Dalam hati saya mbatin, waduh kesiyan, cuman mau ke Jalan Pasteur yang deket sini aja pakai minta dijemput segala oleh anaknya yang tinggalnya empat kilo dari situ. Saya ngitung-ngitung, sebenarnya lebih puyeng nungguin orang nyetir dari Cipedes ke Cihampelas ketimbang naik angkot dari Cihampelas ke Pasteur. Dari Cipedes ke Cihampelas mesti macet dulu di Setiabudi dan Cihampelas Atas-nya, dan macetnya itu luamaa apalagi kalau udah ujan gini. Belum lagi saya tahu jalan dari Cipedes ke Cihampelas masih banyak yang bopeng-bopeng, bikin macet makin menggila lantaran banyak genangan. Lha dari Cihampelas kalau mau ke BTC di Pasteur paling-paling problemnya cuman kudu ganti angkot doang.
Dari tadi juga nggak ada taksi. Cihampelas macet berat. Supir taksi ogah lewat situ. Boros gasnya ketimbang nyari penumpangnya.
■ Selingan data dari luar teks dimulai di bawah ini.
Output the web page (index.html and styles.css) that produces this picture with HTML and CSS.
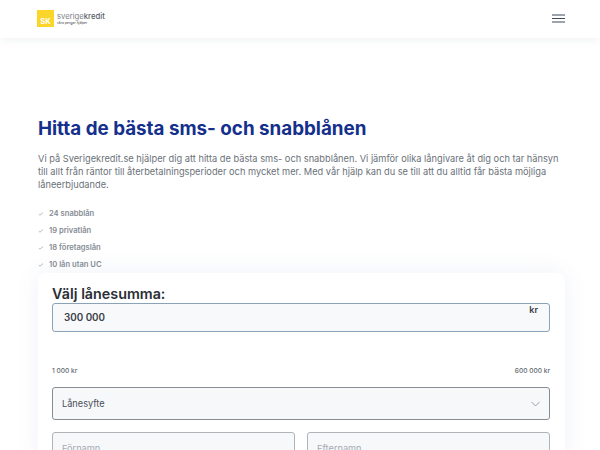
FILE: index.html
```html
<!DOCTYPE html>
<html lang="sv">
<head>
  <meta charset="utf-8">
  <title>Sverigekredit</title>
  <link rel="stylesheet" href="styles.css">
</head>
<body>
  <header class="topbar">
    <a class="brand" href="#">
      <span class="brand-mark">SK</span>
      <span class="brand-text">
        <span class="brand-name">sverige<b>kredit</b></span>
        <span class="brand-tag">våra pengar hjälper</span>
      </span>
    </a>
    <button class="menu-btn" aria-label="Meny">
      <svg width="13" height="9" viewBox="0 0 13 9"><path d="M0 1h13M0 4.5h13M0 8h13" stroke="#3f4a5a" stroke-width="1.2" fill="none"/></svg>
    </button>
  </header>

  <main class="content">
    <h1>Hitta de bästa sms- och snabblånen</h1>
    <p class="intro">Vi på Sverigekredit.se hjälper dig att hitta de bästa sms- och snabblånen. Vi jämför olika långivare åt dig och tar hänsyn till allt från räntor till återbetalningsperioder och mycket mer. Med vår hjälp kan du se till att du alltid får bästa möjliga låneerbjudande.</p>

    <ul class="checks">
      <li><svg width="6" height="5" viewBox="0 0 6 5"><path d="M.8 3.2l1.2 1L5 1.6" stroke="#a3abb4" stroke-width=".8" fill="none"/></svg>24 snabblån</li>
      <li><svg width="6" height="5" viewBox="0 0 6 5"><path d="M.8 3.2l1.2 1L5 1.6" stroke="#a3abb4" stroke-width=".8" fill="none"/></svg>19 privatlån</li>
      <li><svg width="6" height="5" viewBox="0 0 6 5"><path d="M.8 3.2l1.2 1L5 1.6" stroke="#a3abb4" stroke-width=".8" fill="none"/></svg>18 företagslån</li>
      <li><svg width="6" height="5" viewBox="0 0 6 5"><path d="M.8 3.2l1.2 1L5 1.6" stroke="#a3abb4" stroke-width=".8" fill="none"/></svg>10 lån utan UC</li>
    </ul>

    <section class="card">
      <h2>Välj lånesumma:</h2>
      <div class="amount">
        <span class="amount-value">300 000</span>
        <span class="amount-unit">kr</span>
      </div>
      <div class="range">
        <span>1 000 kr</span>
        <span>600 000 kr</span>
      </div>
      <div class="field select">
        <span>Lånesyfte</span>
        <svg width="9" height="6" viewBox="0 0 9 6"><path d="M.4.8L4.5 5 8.6.8" stroke="#9aa2aa" stroke-width="1" fill="none"/></svg>
      </div>
      <div class="name-row">
        <div class="field placeholder">Förnamn</div>
        <div class="field placeholder">Efternamn</div>
      </div>
    </section>
  </main>
</body>
</html>
```

FILE: styles.css
```css
html, body {
  height: 100%;
}

body {
  margin: 0;
  background: #fff;
  color: #1f2933;
  font-family: Inter, "Liberation Sans", sans-serif;
  overflow: hidden;
}

.topbar {
  height: 38px;
  box-sizing: border-box;
  padding: 0 35px 2px 37px;
  display: flex;
  align-items: center;
  justify-content: space-between;
  box-shadow: 0 2px 8px rgba(30, 50, 90, 0.07);
}

.brand {
  display: flex;
  align-items: center;
  gap: 3px;
  text-decoration: none;
}

.brand-mark {
  width: 17px;
  height: 17px;
  display: flex;
  align-items: flex-end;
  justify-content: center;
  background: #fbd52a;
  color: #fff;
  font-size: 7.5px;
  font-weight: 700;
  line-height: 11px;
}

.brand-text {
  display: flex;
  flex-direction: column;
  padding-top: 1px;
}

.brand-name {
  font-size: 7.7px;
  line-height: 9px;
  color: #7d838a;
}

.brand-name b {
  font-weight: 500;
  color: #565c63;
}

.brand-tag {
  font-size: 3.3px;
  line-height: 5px;
  color: #444;
}

.menu-btn {
  padding: 0;
  border: 0;
  background: none;
  display: flex;
}

.content {
  padding: 79px 35px 0 38px;
}

h1 {
  margin: 0;
  color: #14308c;
  font-size: 18.8px;
  line-height: 23px;
  font-weight: 700;
}

.intro {
  margin: 12px 0 0;
  color: #6a7178;
  font-size: 9.25px;
  line-height: 13px;
}

.checks {
  margin: 14px 0 0;
  padding: 0;
  list-style: none;
}

.checks li {
  display: flex;
  align-items: center;
  gap: 5px;
  height: 17px;
  color: #858c94;
  font-size: 7.6px;
  font-weight: 600;
}

.card {
  padding: 13px 15px 0 14px;
  border-radius: 8px;
  background: #fff;
  box-shadow: 0 0 24px rgba(60, 90, 160, 0.08);
}

h2 {
  margin: 0 0 1px;
  color: #2b2f36;
  font-size: 14.3px;
  line-height: 16px;
  font-weight: 600;
}

.amount {
  height: 27px;
  padding: 0 4px 0 11px;
  display: flex;
  justify-content: space-between;
  border: 1px solid #8ba3b8;
  border-radius: 3px;
  background: #f7f9fb;
  font-weight: 600;
}

.amount-value {
  align-self: center;
  font-size: 9.8px;
  color: #3a4048;
}

.amount-unit {
  margin-right: 7px;
  font-size: 9px;
  line-height: 11px;
  color: #3a4048;
}

.range {
  margin-top: 34px;
  display: flex;
  justify-content: space-between;
  font-size: 6.6px;
  line-height: 10px;
  font-weight: 500;
  color: #62686f;
}

.field {
  box-sizing: border-box;
  height: 33px;
  padding: 0 9px;
  display: flex;
  align-items: center;
  border: 1px solid #888d93;
  border-radius: 3px;
  background: #f7f8fa;
  font-size: 9.2px;
  color: #4a5058;
}

.select {
  margin-top: 11px;
  justify-content: space-between;
}

.name-row {
  margin-top: 12px;
  display: grid;
  grid-template-columns: 1fr 1fr;
  gap: 12px;
}

.placeholder {
  color: #a4abb3;
  border-color: #b0b4b9;
}
```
Saya kadang-kadang kesiyan kalau lihat orang nggak tahu caranya naik angkot. Berarti ke mana-mana dia mesti tergantung sama kendaraan pribadi atau minimal taksi. Sepupu saya pernah bilang sebenarnya naik taksi itu boros banget kalau dipakai sehari-hari ketimbang naik kendaraan pribadi, jadi ya orang memang mestinya pakai kendaraan pribadi. Cuman kan kadang-kadang kondisi tidak memungkinkan kita untuk itu. Misalnya, kendaraannya di rumah cuman satu, padahal di rumah ada empat orang anggota keluarga yang butuh pergi ke tujuan yang beda-beda. Atau kendaraannya lagi masuk bengkel. Atau SIM-nya lagi ditahan. Ujung-ujungnya adalah kita mesti naik kendaraan umum.
Hendaknya kita mesti tahu jalur angkot di kota kita sendiri. Minimal ya disesuaikan dengan aktivitas sendiri. Kalau kerjaan kita di kantor, ya mesti tahu dari rumah kita ke kantor bisa pakai angkot apa. Kalau hobinya belanja, kita mesti tahu naik angkot yang mana kalau mau ke mal tujuan kita. Kalau sukanya dugem ya mesti ngeh di depan tempat dugem itu lewat angkot apa yang menuju arah rumah kita. Pokoknya, jangan sampek cuman gara-gara nggak ada kendaraan pribadi lantas kita jadi batal bepergian di kota kita sendiri dengan kaki sendiri. Mosok cuman mau ke mal yang cuman sekilo dari sini aja mesti nungguin dianterin suami/kakak/anak sih?